I’m the youngest of 8 kids and I always wanted a big family. I loved that there was always someone around to talk to, play with, or to just be there for you and love you! And maybe the reason I’m more ok with the noise and chaos is because I associated it with family time and love while growing up.
After Jacob and I got married and had our first son, our goal family size went from 8 to 6, because being a parent was harder than we thought! And after having 6 kids in 4 years, I thought our family was complete. I had done my part to multiply and replenish the Earth right!?
But God had a bigger plan for our family and with a lot of faith and courage, Jacob and I accepted that plan and had 4 more children in the next 5 years.
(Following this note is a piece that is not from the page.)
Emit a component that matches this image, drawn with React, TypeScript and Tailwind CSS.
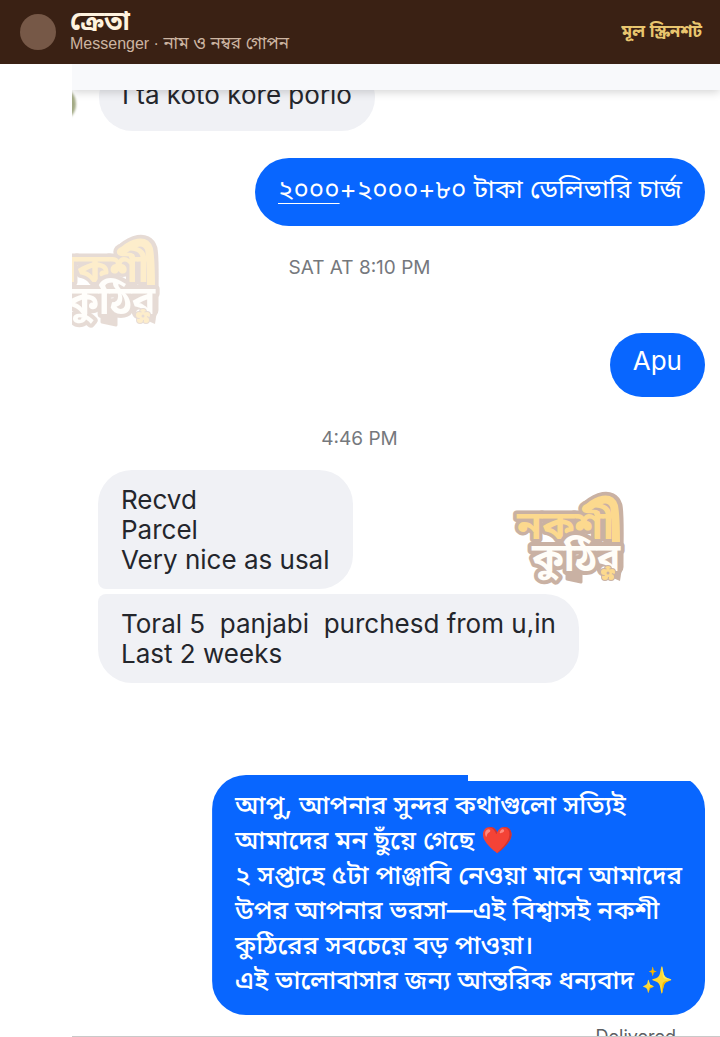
import type { ReactNode } from "react";
import clsx from "clsx";

const chatFont =
  "font-[Inter,'Noto_Sans_Bengali','Noto_Sans',sans-serif]";

function Bubble({
  mine = false,
  className,
  children,
}: {
  mine?: boolean;
  className?: string;
  children: ReactNode;
}) {
  return (
    <div
      className={clsx(
        "relative w-fit whitespace-pre-wrap rounded-[34px] px-[23px] text-[26px]",
        mine ? "self-end bg-[#0866ff] text-white" : "self-start bg-[#f0f1f5] text-[#24262c]",
        className,
      )}
    >
      {children}
    </div>
  );
}

function TimeLabel({ className, children }: { className?: string; children: ReactNode }) {
  return (
    <div className={clsx("pr-[73px] text-center text-[19px] leading-6 text-[#75787d]", className)}>
      {children}
    </div>
  );
}

function Watermark({ className }: { className?: string }) {
  return (
    <svg viewBox="0 0 112 94" className={clsx("overflow-visible", className)} role="img" aria-label="নকশী কুঠির">
      <g
        fontFamily="'Noto Sans Bengali','Noto Sans',sans-serif"
        fontWeight="700"
        strokeLinejoin="round"
        strokeLinecap="round"
        paintOrder="stroke"
      >
        <path d="M76 16C84 9 98 3 102 15C104 25 103 40 103 76" stroke="#c9b1a3" strokeWidth="15" fill="none" />
        <path d="M84 80L107 90L110 70L82 60Z" fill="#c9b1a3" />
        <text x="4" y="48" fontSize="40" fill="#fcd98e" stroke="#c9b1a3" strokeWidth="7">নকশী</text>
        <path d="M76 16C84 9 97 4 101 15C103 25 103 40 103 56" stroke="#fcd98e" strokeWidth="8" fill="none" />
        <path d="M54 80L54 88L68 91L68 80Z" fill="#c9b1a3" stroke="#c9b1a3" strokeWidth="3" />
        <text x="19" y="80" fontSize="39" fill="#fffdf8" stroke="#c9b1a3" strokeWidth="8">কুঠির</text>
        <g fill="#fcd98e" stroke="#c9b1a3" strokeWidth="2">
          <circle cx="95" cy="78" r="3" />
          <circle cx="99" cy="81" r="3" />
          <circle cx="98" cy="86" r="3" />
          <circle cx="92" cy="86" r="3" />
          <circle cx="91" cy="81" r="3" />
        </g>
        <circle cx="95" cy="82" r="4" fill="#fcd98e" />
        <circle cx="95" cy="82" r="1.5" fill="#c9b1a3" />
      </g>
    </svg>
  );
}

export default function App() {
  return (
    <div className="min-h-screen bg-white">
      <header className="flex h-16 items-center bg-[#3a2114] pl-5 pr-[18px] font-['Liberation_Sans','Noto_Sans_Bengali',sans-serif]">
        <div className="size-9 shrink-0 rounded-full bg-[#765847]" />
        <div className="ml-[14px] flex-1">
          <h1 className="text-[26px] font-bold leading-5 text-[#fff3df]">ক্রেতা</h1>
          <p className="pt-[3px] text-[16px] leading-5 text-[#cdb5a2]">
            Messenger · <span className="text-[17px]">নাম ও নম্বর গোপন</span>
          </p>
        </div>
        <span className="text-[17px] font-bold text-[#e9c66f]">মূল স্ক্রিনশট</span>
      </header>

      <main className={clsx("relative ml-[72px] flex flex-col overflow-hidden border-b border-[#c9c9c9]", chatFont)}>
        <div className="relative z-10 h-[26px] bg-[#f8f9fb] shadow-[0_2px_10px_rgba(0,0,0,0.18)]" />
        <div className="relative flex h-[41px] flex-col justify-end overflow-hidden pl-[27px]">
          <div className="absolute -left-8 -top-1 size-9 rounded-full bg-[#a3aa85] blur-[1px]" />
          <Bubble className="pb-[21px] pt-4 leading-[30px]">I ta koto kore porlo</Bubble>
        </div>

        <div className="flex flex-col pl-[26px] pr-[15px]">
          <Bubble mine className="mt-[27px] pb-[20px] pt-[13px] leading-[35px]">
            <span className="underline decoration-1 underline-offset-[5px]">২০০০</span>+২০০০+৮০ টাকা ডেলিভারি চার্জ
          </Bubble>
        </div>
        <TimeLabel className="mt-[30px]">SAT AT 8:10 PM</TimeLabel>
        <div className="flex flex-col pl-[26px] pr-[15px]">
          <Bubble mine className="mt-[53px] pb-[21px] pt-[13px] leading-[30px]">Apu</Bubble>
        </div>
        <TimeLabel className="mt-[30px]">4:46 PM</TimeLabel>

        <div className="flex flex-col gap-[5px] pl-[26px] pr-[15px]">
          <Bubble className="mt-[19px] rounded-bl-lg pb-[14px] pt-[15px] leading-[30px]">
            {"Recvd\nParcel\nVery nice as usal"}
          </Bubble>
          <Bubble className="rounded-tl-lg pb-[14px] pt-[15px] leading-[30px]">
            {"Toral 5  panjabi  purchesd from u,in\nLast 2 weeks"}
          </Bubble>
          <Bubble
            mine
            className="mt-[87px] pb-[18px] pt-3 font-medium leading-[35px] [clip-path:polygon(0_0,calc(100%-237px)_0,calc(100%-237px)_6px,100%_6px,100%_100%,0_100%)]"
          >
            {"আপু, আপনার সুন্দর কথাগুলো সত্যিই\nআমাদের মন ছুঁয়ে গেছে ❤️\n২ সপ্তাহে ৫টা পাঞ্জাবি নেওয়া মানে আমাদের\nউপর আপনার ভরসা—এই বিশ্বাসই নকশী\nকুঠিরের সবচেয়ে বড় পাওয়া।\nএই ভালোবাসার জন্য আন্তরিক ধন্যবাদ ✨"}
          </Bubble>
        </div>
        <div className="h-[21px] overflow-hidden pr-11 pt-[10px] text-right text-[18px] leading-6 text-[#5c5f64]">
          Delivered
        </div>

        <Watermark className="absolute -left-6 top-[170px] w-28 opacity-45" />
        <Watermark className="absolute left-[441px] top-[427px] w-28" />
      </main>
    </div>
  );
}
At first I felt bad for my children. I can’t tell you how many times I’ve stressed about my children not getting enough attention or feeling guilty that we can’t do this or that because of our family size. And unfortunately I still think this way occasionally, but I’m getting better. And I’m realizing the benefits of having a half a dozen siblings within a few years of you.
First, like my childhood, there is always someone to do something with. Your twin is not your favorite person at the moment? No problem, choose someone else to play with! Your personality clashes with the sibling closest to you? No worries, play with the one above him, or below you, or the baby! There is always someone to love and play with!
Second, you will never feel lonely. I pray my children will always feel a sense of community and love in our home and family! I’m aware that problems arise, personalities clash, and people get on your nerves, but at the end of the day we’re a family and we’ll always be here for each other!
Third, it will help give them a better foundation of love. As a mother I feel like one of my most important jobs is to model and give love. They will learn a lot from just living life throughout their years, and they will be able to cope and handle that life better if they have a foundation of who they are and know they are loved. I can’t think of anything better than knowing there are at least 11 other people out there who think you’re pretty great, even if at the moment they pretend you don’t exist, like I’m guessing will happen in their teenager years. When push comes to shove, my children like each other and that’s got to be great for their confidence and sense of self.
So I started wanting a big family because that’s what I knew and what brought me joy, but I still feel like it’s best for us because it helps give my children more friendship, love, and confidence. BUT that’s my family and what’s good for my family. I feel strongly that our size of family is ultimately what’s best for our children. There are so many benefits to having a small family, or one in between. (Trust me, I spent years thinking of them as I doubted what was best for my family!)
Each size and family is different and that’s the way it’s supposed to be, and the sooner we accept and embrace our individual family the sooner we can start living life to the fullest!